On the other hand, I'm very open to the idea that stealing someone's diary and publishing it is itself illegal. I'd want to know more there. Also, what I personally believe to be an overly-expansive definition of witness intimidation is pretty standard and he should be held to the same rules as others. So while I think the justice system generally needs to change on this, I think the judge is correctly applying the normal practice here as they would to anybody else.


> I don't think his intent was to intimidate her

It doesn't matter what the intent is. She's a witness and trying to pull this shit is a huge no-no, as the judge rightly ruled. He should have known better.


Your response doesn't contradict anything I wrote. I wrote that the judge was correct in sending him to jail for witness intimidation because they should apply the same standard they do in every other case. I just don't like the standard!
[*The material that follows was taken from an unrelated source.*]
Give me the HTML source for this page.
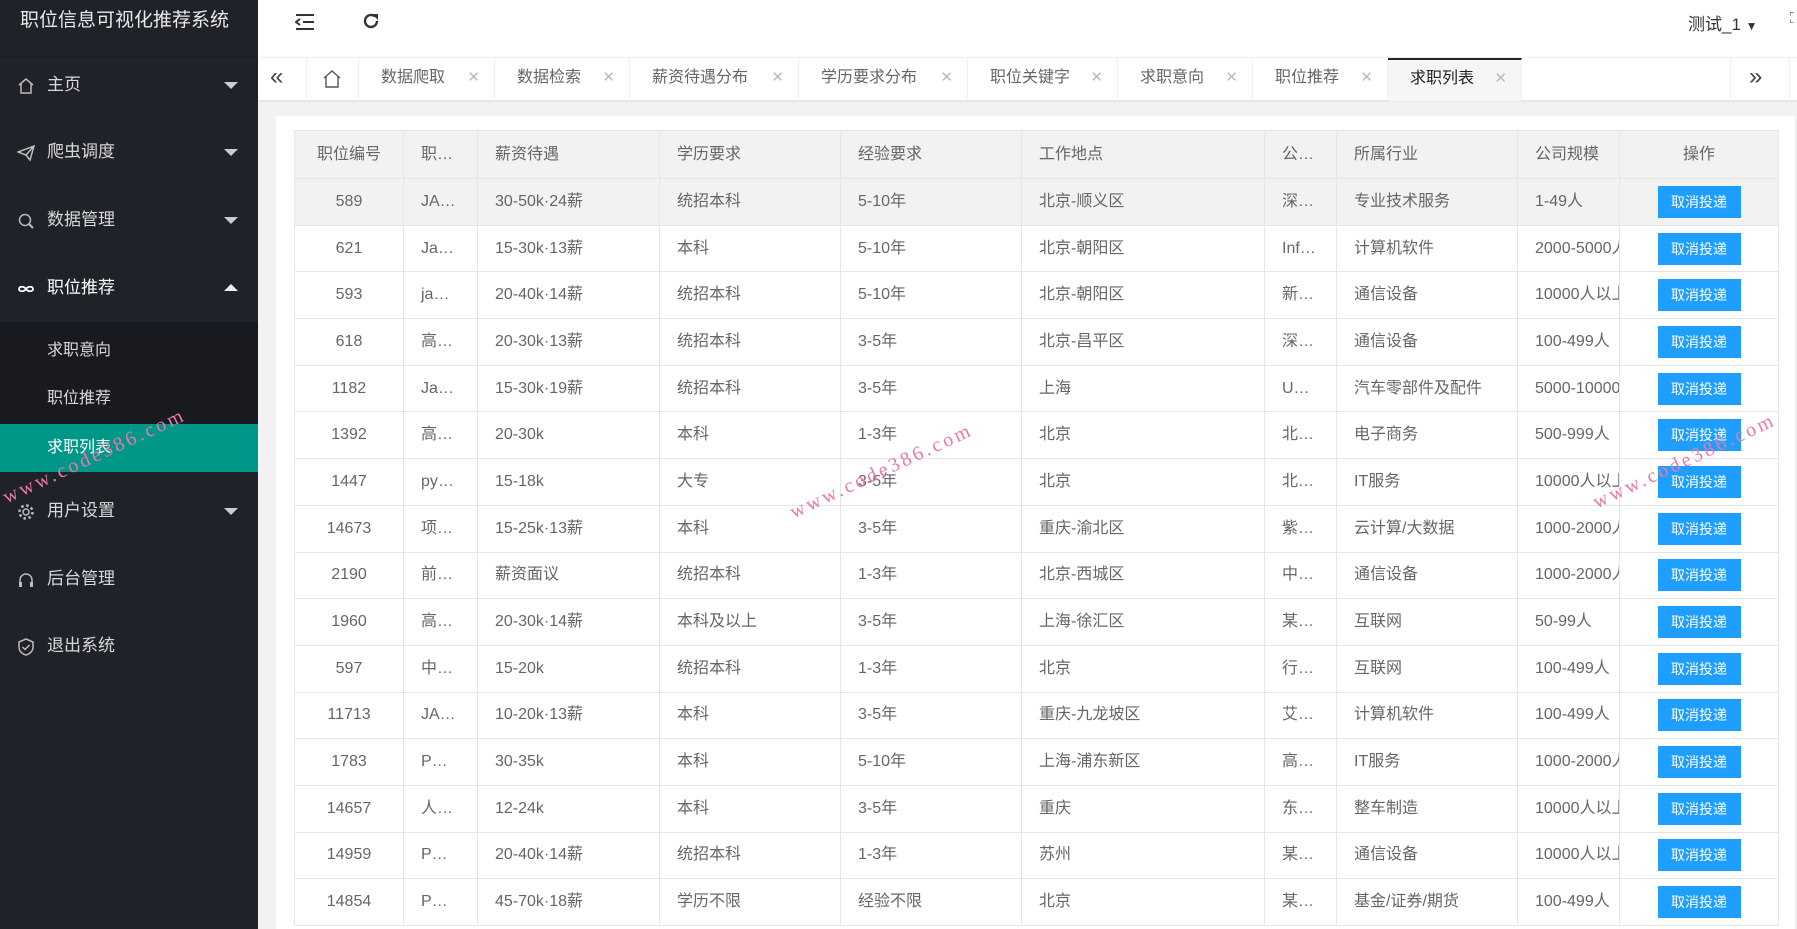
<!DOCTYPE html>
<html><head><meta charset="utf-8"><style>
*{box-sizing:border-box;margin:0;padding:0}
html,body{width:1797px;height:929px;overflow:hidden}
body{background:#f2f2f2;font-family:"Liberation Sans","Noto Sans CJK SC",sans-serif;position:relative}
.side{position:absolute;left:0;top:0;width:258px;height:929px;background:#20222a;color:#d2d2d2}
.logo{height:57px;line-height:42px;padding-left:20px;font-size:19px;color:#e8e8e8;border-bottom:1px solid #1b1d24}
.mi{position:absolute;left:0;width:258px;height:48px;line-height:48px;font-size:17px;color:#d8d8d8}
.mi svg{position:absolute;left:17px;top:16px}
.mi .t{position:absolute;left:47px}
.mi .ar{position:absolute;right:20px;top:21px;width:0;height:0;border-left:7px solid transparent;border-right:7px solid transparent;border-top:7px solid #ccc}
.mi .ar.up{border-top:none;border-bottom:7px solid #eee;top:20px}
.sub{position:absolute;left:0;top:322px;width:258px;height:150px;background:#181a20}
.active{background:#009688;color:#fff}
.top{position:absolute;left:258px;top:0;right:0;height:57px;background:#fff}
.tabs{position:absolute;left:258px;top:57px;right:0;height:43px;background:#fff;border-top:1px solid #f0f0f0;box-shadow:0 1px 2px rgba(0,0,0,.1)}
.tab{position:absolute;top:0;height:43px;line-height:40px;font-size:16px;color:#666;border-right:1px solid #f0f0f0;padding-left:22px}
.tab .x{position:absolute;right:14px;top:0;color:#bbb;font-size:15px}
.card{position:absolute;left:276px;top:116px;width:1519px;height:813px;background:#fff}
table{position:absolute;left:294px;top:130px;width:1484px;border-collapse:collapse;table-layout:fixed;font-size:16px;color:#666}
td,th{border:1px solid #e6e6e6;height:46.7px;line-height:20px;padding:0 17px;white-space:nowrap;overflow:hidden;font-weight:normal;text-align:left;vertical-align:middle}
th{background:#f2f2f2;height:48px}
td.c,th.c{text-align:center;padding:0}
td.cl{padding-right:0;text-overflow:clip}
tr.h td{background:#f2f2f2}
.op{box-shadow:-3px 0 6px rgba(0,0,0,.08)}
.btn{display:inline-block;width:83px;height:32px;line-height:32px;background:#1e9fff;color:#fff;font-size:14px;text-align:center;vertical-align:middle}
.wm{position:absolute;color:#e87aa8;font-family:"Liberation Serif",serif;font-size:20px;transform:rotate(-25deg);letter-spacing:3px;white-space:nowrap}
</style></head><body>
<div class="side">
<div class="logo">职位信息可视化推荐系统</div>
<div class="mi" style="top:61px"><svg width="18" height="18" viewBox="0 0 18 18"><path d="M2 8L9 2l7 6M4 7v9h10V7" stroke="#bbb" stroke-width="1.5" fill="none"/></svg><span class="t">主页</span><span class="ar"></span></div>
<div class="mi" style="top:128px"><svg width="18" height="18" viewBox="0 0 18 18"><path d="M1 8L17 2l-4 14-4-5zM9 11l8-9" stroke="#bbb" stroke-width="1.5" fill="none"/></svg><span class="t">爬虫调度</span><span class="ar"></span></div>
<div class="mi" style="top:196px"><svg width="18" height="18" viewBox="0 0 18 18"><circle cx="8" cy="8" r="5.5" stroke="#bbb" stroke-width="1.5" fill="none"/><path d="M12 12l4 4" stroke="#bbb" stroke-width="2"/></svg><span class="t">数据管理</span><span class="ar"></span></div>
<div class="mi" style="top:264px;color:#fff"><svg width="18" height="18" viewBox="0 0 18 18"><path d="M9 9c-2-3-7-3-7 0s5 3 7 0 7-3 7 0-5 3-7 0" stroke="#fff" stroke-width="1.8" fill="none"/></svg><span class="t">职位推荐</span><span class="ar up"></span></div>
<div class="sub"></div>
<div class="mi" style="top:327px;font-size:16px"><span class="t">求职意向</span></div>
<div class="mi" style="top:375px;font-size:16px"><span class="t">职位推荐</span></div>
<div class="mi active" style="top:424px;font-size:16px;color:#fff"><span class="t">求职列表</span></div>
<div class="mi" style="top:487px"><svg width="18" height="18" viewBox="0 0 18 18"><circle cx="9" cy="9" r="3" stroke="#bbb" stroke-width="1.5" fill="none"/><circle cx="9" cy="9" r="6.5" stroke="#bbb" stroke-width="2.5" stroke-dasharray="2.5 2.6" fill="none"/></svg><span class="t">用户设置</span><span class="ar"></span></div>
<div class="mi" style="top:555px"><svg width="18" height="18" viewBox="0 0 18 18"><path d="M3 14V9a6 6 0 0 1 12 0v5" stroke="#bbb" stroke-width="1.5" fill="none"/><rect x="2" y="11" width="3" height="5" fill="#bbb"/><rect x="13" y="11" width="3" height="5" fill="#bbb"/></svg><span class="t">后台管理</span></div>
<div class="mi" style="top:622px"><svg width="18" height="18" viewBox="0 0 18 18"><path d="M9 1l7 3v5c0 4-3 7-7 8-4-1-7-4-7-8V4z" stroke="#bbb" stroke-width="1.5" fill="none"/><path d="M5.5 9l2.5 2.5 4.5-4.5" stroke="#bbb" stroke-width="1.5" fill="none"/></svg><span class="t">退出系统</span></div>
</div>
<div class="top">
<svg style="position:absolute;left:37px;top:13px" width="20" height="18" viewBox="0 0 20 18"><path d="M1 2h18M8 9h11M1 16h18M5 6L1 9l4 3" stroke="#333" stroke-width="2" fill="none"/></svg>
<svg style="position:absolute;left:104px;top:12px" width="18" height="18" viewBox="0 0 18 18"><path d="M15 9a6 6 0 1 1-2-4.5" stroke="#333" stroke-width="2.4" fill="none"/><path d="M10 2h6v6z" fill="#333"/></svg>
<div style="position:absolute;left:1430px;top:10px;font-size:17px;color:#333">测试_1 <span style="font-size:12px">▼</span></div>
<div style="position:absolute;left:1532px;top:10px;font-size:15px;color:#666">⛶</div>
</div>
<div class="tabs">
<div class="tab" style="left:0;width:49px;padding-left:12px;font-size:24px;line-height:38px;color:#444">«</div>
<div class="tab" style="left:49px;width:52px;padding-left:15px"><svg style="margin-top:11px" width="20" height="20" viewBox="0 0 20 20"><path d="M2 9l8-7 8 7M4 8v10h12V8" stroke="#555" stroke-width="1.4" fill="none"/></svg></div>
<div class="tab" style="left:101px;width:136px">数据爬取<span class="x">✕</span></div>
<div class="tab" style="left:237px;width:135px">数据检索<span class="x">✕</span></div>
<div class="tab" style="left:372px;width:169px">薪资待遇分布<span class="x">✕</span></div>
<div class="tab" style="left:541px;width:169px">学历要求分布<span class="x">✕</span></div>
<div class="tab" style="left:710px;width:150px">职位关键字<span class="x">✕</span></div>
<div class="tab" style="left:860px;width:135px">求职意向<span class="x">✕</span></div>
<div class="tab" style="left:995px;width:135px">职位推荐<span class="x">✕</span></div>
<div class="tab" style="left:1130px;width:134px;background:#f6f6f6;color:#222;border-top:2px solid #222;line-height:38px">求职列表<span class="x" style="line-height:38px">✕</span></div>
<div class="tab" style="left:1472px;width:60px;border-left:1px solid #f0f0f0;padding-left:18px;font-size:24px;line-height:38px;color:#444">»</div>
</div>
<div class="card"></div>
<table>
<colgroup><col style="width:109px"><col style="width:74px"><col style="width:182px"><col style="width:181px"><col style="width:181px"><col style="width:243px"><col style="width:72px"><col style="width:181px"><col style="width:102px"><col style="width:159px"></colgroup>
<tr><th class="c">职位编号</th><th>职…</th><th>薪资待遇</th><th>学历要求</th><th>经验要求</th><th>工作地点</th><th>公…</th><th>所属行业</th><th class="cl">公司规模</th><th class="c op">操作</th></tr>
<tr class="h"><td class="c">589</td><td>JA…</td><td>30-50k·24薪</td><td>统招本科</td><td>5-10年</td><td>北京-顺义区</td><td>深…</td><td>专业技术服务</td><td class="cl">1-49人</td><td class="c op"><span class="btn">取消投递</span></td></tr>
<tr><td class="c">621</td><td>Ja…</td><td>15-30k·13薪</td><td>本科</td><td>5-10年</td><td>北京-朝阳区</td><td>Inf…</td><td>计算机软件</td><td class="cl">2000-5000人</td><td class="c op"><span class="btn">取消投递</span></td></tr>
<tr><td class="c">593</td><td>ja…</td><td>20-40k·14薪</td><td>统招本科</td><td>5-10年</td><td>北京-朝阳区</td><td>新…</td><td>通信设备</td><td class="cl">10000人以上</td><td class="c op"><span class="btn">取消投递</span></td></tr>
<tr><td class="c">618</td><td>高…</td><td>20-30k·13薪</td><td>统招本科</td><td>3-5年</td><td>北京-昌平区</td><td>深…</td><td>通信设备</td><td class="cl">100-499人</td><td class="c op"><span class="btn">取消投递</span></td></tr>
<tr><td class="c">1182</td><td>Ja…</td><td>15-30k·19薪</td><td>统招本科</td><td>3-5年</td><td>上海</td><td>U…</td><td>汽车零部件及配件</td><td class="cl">5000-10000人</td><td class="c op"><span class="btn">取消投递</span></td></tr>
<tr><td class="c">1392</td><td>高…</td><td>20-30k</td><td>本科</td><td>1-3年</td><td>北京</td><td>北…</td><td>电子商务</td><td class="cl">500-999人</td><td class="c op"><span class="btn">取消投递</span></td></tr>
<tr><td class="c">1447</td><td>py…</td><td>15-18k</td><td>大专</td><td>3-5年</td><td>北京</td><td>北…</td><td>IT服务</td><td class="cl">10000人以上</td><td class="c op"><span class="btn">取消投递</span></td></tr>
<tr><td class="c">14673</td><td>项…</td><td>15-25k·13薪</td><td>本科</td><td>3-5年</td><td>重庆-渝北区</td><td>紫…</td><td>云计算/大数据</td><td class="cl">1000-2000人</td><td class="c op"><span class="btn">取消投递</span></td></tr>
<tr><td class="c">2190</td><td>前…</td><td>薪资面议</td><td>统招本科</td><td>1-3年</td><td>北京-西城区</td><td>中…</td><td>通信设备</td><td class="cl">1000-2000人</td><td class="c op"><span class="btn">取消投递</span></td></tr>
<tr><td class="c">1960</td><td>高…</td><td>20-30k·14薪</td><td>本科及以上</td><td>3-5年</td><td>上海-徐汇区</td><td>某…</td><td>互联网</td><td class="cl">50-99人</td><td class="c op"><span class="btn">取消投递</span></td></tr>
<tr><td class="c">597</td><td>中…</td><td>15-20k</td><td>统招本科</td><td>1-3年</td><td>北京</td><td>行…</td><td>互联网</td><td class="cl">100-499人</td><td class="c op"><span class="btn">取消投递</span></td></tr>
<tr><td class="c">11713</td><td>JA…</td><td>10-20k·13薪</td><td>本科</td><td>3-5年</td><td>重庆-九龙坡区</td><td>艾…</td><td>计算机软件</td><td class="cl">100-499人</td><td class="c op"><span class="btn">取消投递</span></td></tr>
<tr><td class="c">1783</td><td>P…</td><td>30-35k</td><td>本科</td><td>5-10年</td><td>上海-浦东新区</td><td>高…</td><td>IT服务</td><td class="cl">1000-2000人</td><td class="c op"><span class="btn">取消投递</span></td></tr>
<tr><td class="c">14657</td><td>人…</td><td>12-24k</td><td>本科</td><td>3-5年</td><td>重庆</td><td>东…</td><td>整车制造</td><td class="cl">10000人以上</td><td class="c op"><span class="btn">取消投递</span></td></tr>
<tr><td class="c">14959</td><td>P…</td><td>20-40k·14薪</td><td>统招本科</td><td>1-3年</td><td>苏州</td><td>某…</td><td>通信设备</td><td class="cl">10000人以上</td><td class="c op"><span class="btn">取消投递</span></td></tr>
<tr><td class="c">14854</td><td>P…</td><td>45-70k·18薪</td><td>学历不限</td><td>经验不限</td><td>北京</td><td>某…</td><td>基金/证券/期货</td><td class="cl">100-499人</td><td class="c op"><span class="btn">取消投递</span></td></tr>
</table>
<div class="wm" style="left:-5px;top:445px">www.code386.com</div>
<div class="wm" style="left:782px;top:460px">www.code386.com</div>
<div class="wm" style="left:1585px;top:450px">www.code386.com</div>
</body></html>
Edit: Quick correction. I suppose your first sentence does disagree with my view on whether intent matters. But I'm pretty sure "intent" shows up in the statute. You also seem to disagree with the prosecutor who argued that intent DOES matter and that his intent here was to intimidate the witness.


You don't have the right to defend yourself in public while awaiting trial. He doesn't even have the right to leave his house; the idea that his speech can't be restrained is fantasy.


I of course didn't argue that his speech can't be restrained. I think there are limits, as you do. We just disagree over where the line should be drawn. Certainly you agree he has some right to talk about the case, when it's not witness intimidation, right?